- Provided records:
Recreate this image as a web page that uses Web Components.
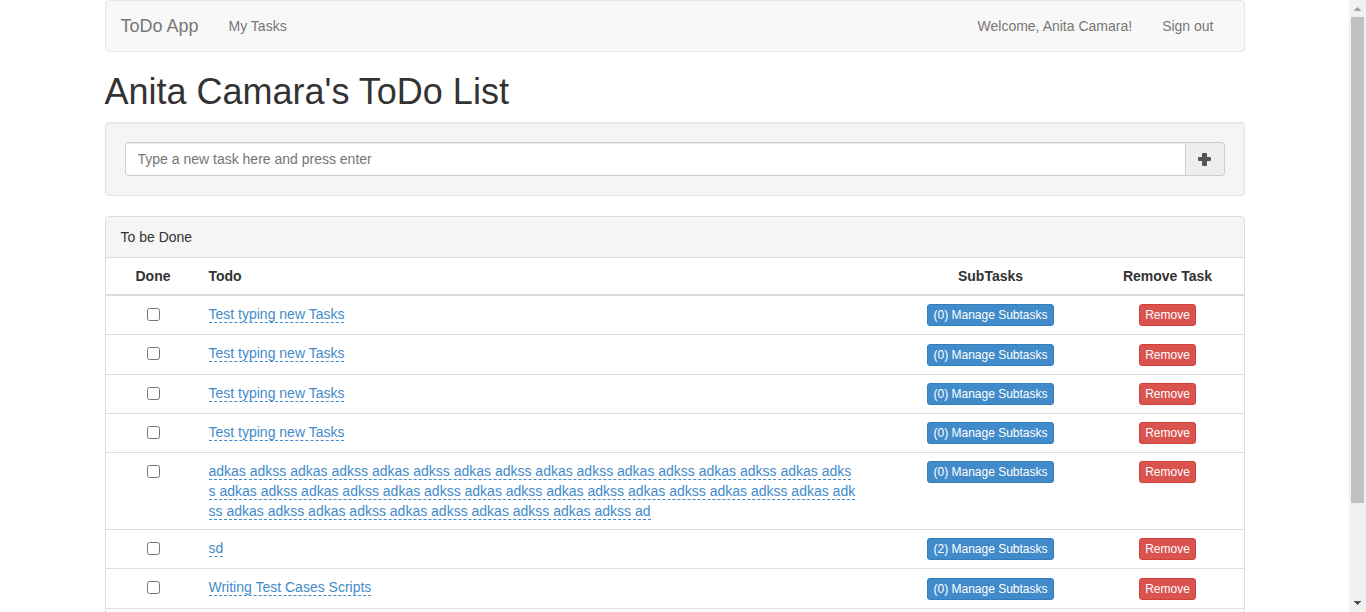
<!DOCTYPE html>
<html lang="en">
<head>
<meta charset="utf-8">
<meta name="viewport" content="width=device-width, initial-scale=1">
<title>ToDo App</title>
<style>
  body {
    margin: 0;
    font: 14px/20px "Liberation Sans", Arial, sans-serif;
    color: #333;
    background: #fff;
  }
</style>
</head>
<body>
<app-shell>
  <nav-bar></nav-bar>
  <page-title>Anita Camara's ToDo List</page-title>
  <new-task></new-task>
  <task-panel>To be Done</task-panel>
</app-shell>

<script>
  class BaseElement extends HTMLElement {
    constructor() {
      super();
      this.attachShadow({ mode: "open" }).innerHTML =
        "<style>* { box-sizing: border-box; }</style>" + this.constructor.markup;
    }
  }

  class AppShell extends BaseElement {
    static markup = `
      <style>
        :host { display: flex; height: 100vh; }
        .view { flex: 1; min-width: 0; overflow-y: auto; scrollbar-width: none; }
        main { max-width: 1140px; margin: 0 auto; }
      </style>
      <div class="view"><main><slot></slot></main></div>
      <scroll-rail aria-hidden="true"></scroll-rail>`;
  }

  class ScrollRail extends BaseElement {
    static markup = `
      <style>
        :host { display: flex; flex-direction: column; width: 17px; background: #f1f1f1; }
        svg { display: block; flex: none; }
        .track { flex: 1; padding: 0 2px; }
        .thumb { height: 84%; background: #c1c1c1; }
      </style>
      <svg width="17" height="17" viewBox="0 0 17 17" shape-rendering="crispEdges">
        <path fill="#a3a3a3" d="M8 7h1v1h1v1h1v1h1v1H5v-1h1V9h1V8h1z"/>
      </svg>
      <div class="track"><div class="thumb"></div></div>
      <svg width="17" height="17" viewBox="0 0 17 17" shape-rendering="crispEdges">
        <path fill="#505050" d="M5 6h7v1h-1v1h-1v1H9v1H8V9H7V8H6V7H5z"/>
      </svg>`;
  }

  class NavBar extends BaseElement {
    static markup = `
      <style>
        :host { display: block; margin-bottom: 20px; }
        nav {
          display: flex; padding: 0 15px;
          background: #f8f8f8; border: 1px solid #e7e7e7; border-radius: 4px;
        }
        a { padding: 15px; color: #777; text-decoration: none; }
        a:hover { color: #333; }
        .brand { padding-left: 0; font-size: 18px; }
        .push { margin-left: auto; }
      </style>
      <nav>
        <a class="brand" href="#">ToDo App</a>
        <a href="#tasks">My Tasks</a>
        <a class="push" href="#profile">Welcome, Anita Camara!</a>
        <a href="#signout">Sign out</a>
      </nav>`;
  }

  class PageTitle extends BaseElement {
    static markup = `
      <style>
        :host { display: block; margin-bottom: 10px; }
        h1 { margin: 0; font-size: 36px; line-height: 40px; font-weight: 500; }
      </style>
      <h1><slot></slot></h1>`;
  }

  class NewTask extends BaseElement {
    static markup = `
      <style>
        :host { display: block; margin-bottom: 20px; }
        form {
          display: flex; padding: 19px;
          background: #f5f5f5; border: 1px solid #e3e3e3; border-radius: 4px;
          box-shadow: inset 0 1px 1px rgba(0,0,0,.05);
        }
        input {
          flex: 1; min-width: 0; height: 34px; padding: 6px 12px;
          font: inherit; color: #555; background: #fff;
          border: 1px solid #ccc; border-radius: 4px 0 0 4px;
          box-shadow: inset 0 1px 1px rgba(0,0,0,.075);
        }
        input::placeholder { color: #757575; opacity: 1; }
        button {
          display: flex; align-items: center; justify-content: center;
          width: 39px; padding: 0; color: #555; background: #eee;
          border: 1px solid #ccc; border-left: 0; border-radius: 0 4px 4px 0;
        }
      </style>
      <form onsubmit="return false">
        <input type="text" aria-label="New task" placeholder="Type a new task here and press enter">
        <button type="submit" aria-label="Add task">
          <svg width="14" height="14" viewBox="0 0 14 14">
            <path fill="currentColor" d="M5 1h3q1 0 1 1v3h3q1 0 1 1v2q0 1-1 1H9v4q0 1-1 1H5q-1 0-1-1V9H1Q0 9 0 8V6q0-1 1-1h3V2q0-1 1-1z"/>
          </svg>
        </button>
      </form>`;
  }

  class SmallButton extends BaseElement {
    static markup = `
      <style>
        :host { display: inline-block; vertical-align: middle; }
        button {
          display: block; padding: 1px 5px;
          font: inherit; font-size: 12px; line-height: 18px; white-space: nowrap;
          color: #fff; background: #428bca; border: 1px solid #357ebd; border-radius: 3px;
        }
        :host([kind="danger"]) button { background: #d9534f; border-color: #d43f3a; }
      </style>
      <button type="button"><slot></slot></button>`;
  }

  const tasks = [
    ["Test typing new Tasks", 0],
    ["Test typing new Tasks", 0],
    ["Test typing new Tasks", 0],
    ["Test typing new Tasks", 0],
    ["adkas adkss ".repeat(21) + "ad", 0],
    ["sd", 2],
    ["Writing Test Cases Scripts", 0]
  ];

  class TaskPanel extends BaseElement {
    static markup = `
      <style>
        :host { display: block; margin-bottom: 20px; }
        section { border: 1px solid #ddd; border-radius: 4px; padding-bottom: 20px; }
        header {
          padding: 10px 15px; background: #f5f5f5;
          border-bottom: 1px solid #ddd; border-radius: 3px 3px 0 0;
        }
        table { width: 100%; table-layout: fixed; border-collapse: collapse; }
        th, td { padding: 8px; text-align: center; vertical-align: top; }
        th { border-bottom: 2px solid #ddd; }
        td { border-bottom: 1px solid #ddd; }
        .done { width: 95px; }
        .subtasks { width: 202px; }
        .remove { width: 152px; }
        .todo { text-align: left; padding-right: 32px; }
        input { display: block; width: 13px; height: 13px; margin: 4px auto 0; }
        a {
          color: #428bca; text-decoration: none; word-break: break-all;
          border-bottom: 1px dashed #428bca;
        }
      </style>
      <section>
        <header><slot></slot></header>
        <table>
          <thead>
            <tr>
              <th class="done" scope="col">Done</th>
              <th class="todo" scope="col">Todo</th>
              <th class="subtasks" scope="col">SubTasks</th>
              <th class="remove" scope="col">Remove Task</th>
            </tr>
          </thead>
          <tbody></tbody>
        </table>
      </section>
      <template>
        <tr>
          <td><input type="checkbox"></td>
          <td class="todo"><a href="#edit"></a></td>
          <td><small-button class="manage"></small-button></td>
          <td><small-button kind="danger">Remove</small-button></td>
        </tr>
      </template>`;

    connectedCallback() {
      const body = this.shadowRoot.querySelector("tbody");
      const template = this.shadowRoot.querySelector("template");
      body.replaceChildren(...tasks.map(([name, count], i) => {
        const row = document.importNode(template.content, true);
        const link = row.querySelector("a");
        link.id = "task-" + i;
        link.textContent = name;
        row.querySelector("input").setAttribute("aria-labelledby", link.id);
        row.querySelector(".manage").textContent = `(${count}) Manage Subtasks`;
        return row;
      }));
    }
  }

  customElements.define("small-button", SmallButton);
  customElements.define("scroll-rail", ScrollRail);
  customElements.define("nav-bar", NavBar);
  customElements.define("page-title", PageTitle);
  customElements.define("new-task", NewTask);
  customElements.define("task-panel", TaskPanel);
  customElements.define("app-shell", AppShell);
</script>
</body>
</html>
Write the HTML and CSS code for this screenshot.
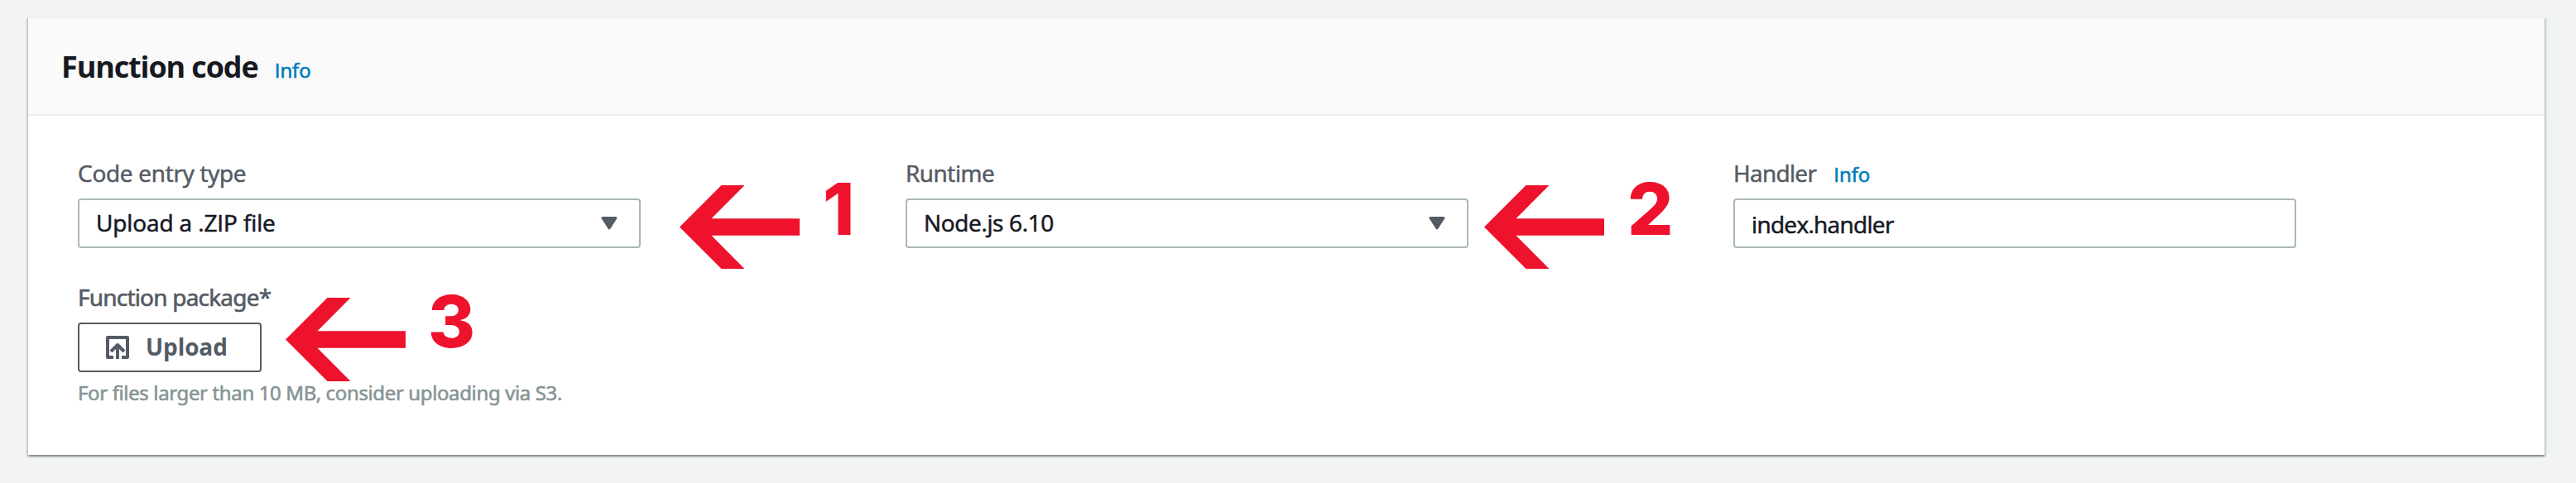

- Written instruction: Omit the pictures, and quote the material above exactly as given.

- Result of this exercise:
Recreate this image as a web page that uses Web Components.
<!DOCTYPE html>
<html lang="en">
<head>
<meta charset="utf-8">
<meta name="viewport" content="width=device-width, initial-scale=1">
<title>ToDo App</title>
<style>
  body {
    margin: 0;
    font: 14px/20px "Liberation Sans", Arial, sans-serif;
    color: #333;
    background: #fff;
  }
</style>
</head>
<body>
<app-shell>
  <nav-bar></nav-bar>
  <page-title>Anita Camara's ToDo List</page-title>
  <new-task></new-task>
  <task-panel>To be Done</task-panel>
</app-shell>

<script>
  class BaseElement extends HTMLElement {
    constructor() {
      super();
      this.attachShadow({ mode: "open" }).innerHTML =
        "<style>* { box-sizing: border-box; }</style>" + this.constructor.markup;
    }
  }

  class AppShell extends BaseElement {
    static markup = `
      <style>
        :host { display: flex; height: 100vh; }
        .view { flex: 1; min-width: 0; overflow-y: auto; scrollbar-width: none; }
        main { max-width: 1140px; margin: 0 auto; }
      </style>
      <div class="view"><main><slot></slot></main></div>
      <scroll-rail aria-hidden="true"></scroll-rail>`;
  }

  class ScrollRail extends BaseElement {
    static markup = `
      <style>
        :host { display: flex; flex-direction: column; width: 17px; background: #f1f1f1; }
        svg { display: block; flex: none; }
        .track { flex: 1; padding: 0 2px; }
        .thumb { height: 84%; background: #c1c1c1; }
      </style>
      <svg width="17" height="17" viewBox="0 0 17 17" shape-rendering="crispEdges">
        <path fill="#a3a3a3" d="M8 7h1v1h1v1h1v1h1v1H5v-1h1V9h1V8h1z"/>
      </svg>
      <div class="track"><div class="thumb"></div></div>
      <svg width="17" height="17" viewBox="0 0 17 17" shape-rendering="crispEdges">
        <path fill="#505050" d="M5 6h7v1h-1v1h-1v1H9v1H8V9H7V8H6V7H5z"/>
      </svg>`;
  }

  class NavBar extends BaseElement {
    static markup = `
      <style>
        :host { display: block; margin-bottom: 20px; }
        nav {
          display: flex; padding: 0 15px;
          background: #f8f8f8; border: 1px solid #e7e7e7; border-radius: 4px;
        }
        a { padding: 15px; color: #777; text-decoration: none; }
        a:hover { color: #333; }
        .brand { padding-left: 0; font-size: 18px; }
        .push { margin-left: auto; }
      </style>
      <nav>
        <a class="brand" href="#">ToDo App</a>
        <a href="#tasks">My Tasks</a>
        <a class="push" href="#profile">Welcome, Anita Camara!</a>
        <a href="#signout">Sign out</a>
      </nav>`;
  }

  class PageTitle extends BaseElement {
    static markup = `
      <style>
        :host { display: block; margin-bottom: 10px; }
        h1 { margin: 0; font-size: 36px; line-height: 40px; font-weight: 500; }
      </style>
      <h1><slot></slot></h1>`;
  }

  class NewTask extends BaseElement {
    static markup = `
      <style>
        :host { display: block; margin-bottom: 20px; }
        form {
          display: flex; padding: 19px;
          background: #f5f5f5; border: 1px solid #e3e3e3; border-radius: 4px;
          box-shadow: inset 0 1px 1px rgba(0,0,0,.05);
        }
        input {
          flex: 1; min-width: 0; height: 34px; padding: 6px 12px;
          font: inherit; color: #555; background: #fff;
          border: 1px solid #ccc; border-radius: 4px 0 0 4px;
          box-shadow: inset 0 1px 1px rgba(0,0,0,.075);
        }
        input::placeholder { color: #757575; opacity: 1; }
        button {
          display: flex; align-items: center; justify-content: center;
          width: 39px; padding: 0; color: #555; background: #eee;
          border: 1px solid #ccc; border-left: 0; border-radius: 0 4px 4px 0;
        }
      </style>
      <form onsubmit="return false">
        <input type="text" aria-label="New task" placeholder="Type a new task here and press enter">
        <button type="submit" aria-label="Add task">
          <svg width="14" height="14" viewBox="0 0 14 14">
            <path fill="currentColor" d="M5 1h3q1 0 1 1v3h3q1 0 1 1v2q0 1-1 1H9v4q0 1-1 1H5q-1 0-1-1V9H1Q0 9 0 8V6q0-1 1-1h3V2q0-1 1-1z"/>
          </svg>
        </button>
      </form>`;
  }

  class SmallButton extends BaseElement {
    static markup = `
      <style>
        :host { display: inline-block; vertical-align: middle; }
        button {
          display: block; padding: 1px 5px;
          font: inherit; font-size: 12px; line-height: 18px; white-space: nowrap;
          color: #fff; background: #428bca; border: 1px solid #357ebd; border-radius: 3px;
        }
        :host([kind="danger"]) button { background: #d9534f; border-color: #d43f3a; }
      </style>
      <button type="button"><slot></slot></button>`;
  }

  const tasks = [
    ["Test typing new Tasks", 0],
    ["Test typing new Tasks", 0],
    ["Test typing new Tasks", 0],
    ["Test typing new Tasks", 0],
    ["adkas adkss ".repeat(21) + "ad", 0],
    ["sd", 2],
    ["Writing Test Cases Scripts", 0]
  ];

  class TaskPanel extends BaseElement {
    static markup = `
      <style>
        :host { display: block; margin-bottom: 20px; }
        section { border: 1px solid #ddd; border-radius: 4px; padding-bottom: 20px; }
        header {
          padding: 10px 15px; background: #f5f5f5;
          border-bottom: 1px solid #ddd; border-radius: 3px 3px 0 0;
        }
        table { width: 100%; table-layout: fixed; border-collapse: collapse; }
        th, td { padding: 8px; text-align: center; vertical-align: top; }
        th { border-bottom: 2px solid #ddd; }
        td { border-bottom: 1px solid #ddd; }
        .done { width: 95px; }
        .subtasks { width: 202px; }
        .remove { width: 152px; }
        .todo { text-align: left; padding-right: 32px; }
        input { display: block; width: 13px; height: 13px; margin: 4px auto 0; }
        a {
          color: #428bca; text-decoration: none; word-break: break-all;
          border-bottom: 1px dashed #428bca;
        }
      </style>
      <section>
        <header><slot></slot></header>
        <table>
          <thead>
            <tr>
              <th class="done" scope="col">Done</th>
              <th class="todo" scope="col">Todo</th>
              <th class="subtasks" scope="col">SubTasks</th>
              <th class="remove" scope="col">Remove Task</th>
            </tr>
          </thead>
          <tbody></tbody>
        </table>
      </section>
      <template>
        <tr>
          <td><input type="checkbox"></td>
          <td class="todo"><a href="#edit"></a></td>
          <td><small-button class="manage"></small-button></td>
          <td><small-button kind="danger">Remove</small-button></td>
        </tr>
      </template>`;

    connectedCallback() {
      const body = this.shadowRoot.querySelector("tbody");
      const template = this.shadowRoot.querySelector("template");
      body.replaceChildren(...tasks.map(([name, count], i) => {
        const row = document.importNode(template.content, true);
        const link = row.querySelector("a");
        link.id = "task-" + i;
        link.textContent = name;
        row.querySelector("input").setAttribute("aria-labelledby", link.id);
        row.querySelector(".manage").textContent = `(${count}) Manage Subtasks`;
        return row;
      }));
    }
  }

  customElements.define("small-button", SmallButton);
  customElements.define("scroll-rail", ScrollRail);
  customElements.define("nav-bar", NavBar);
  customElements.define("page-title", PageTitle);
  customElements.define("new-task", NewTask);
  customElements.define("task-panel", TaskPanel);
  customElements.define("app-shell", AppShell);
</script>
</body>
</html>
Write the HTML and CSS code for this screenshot.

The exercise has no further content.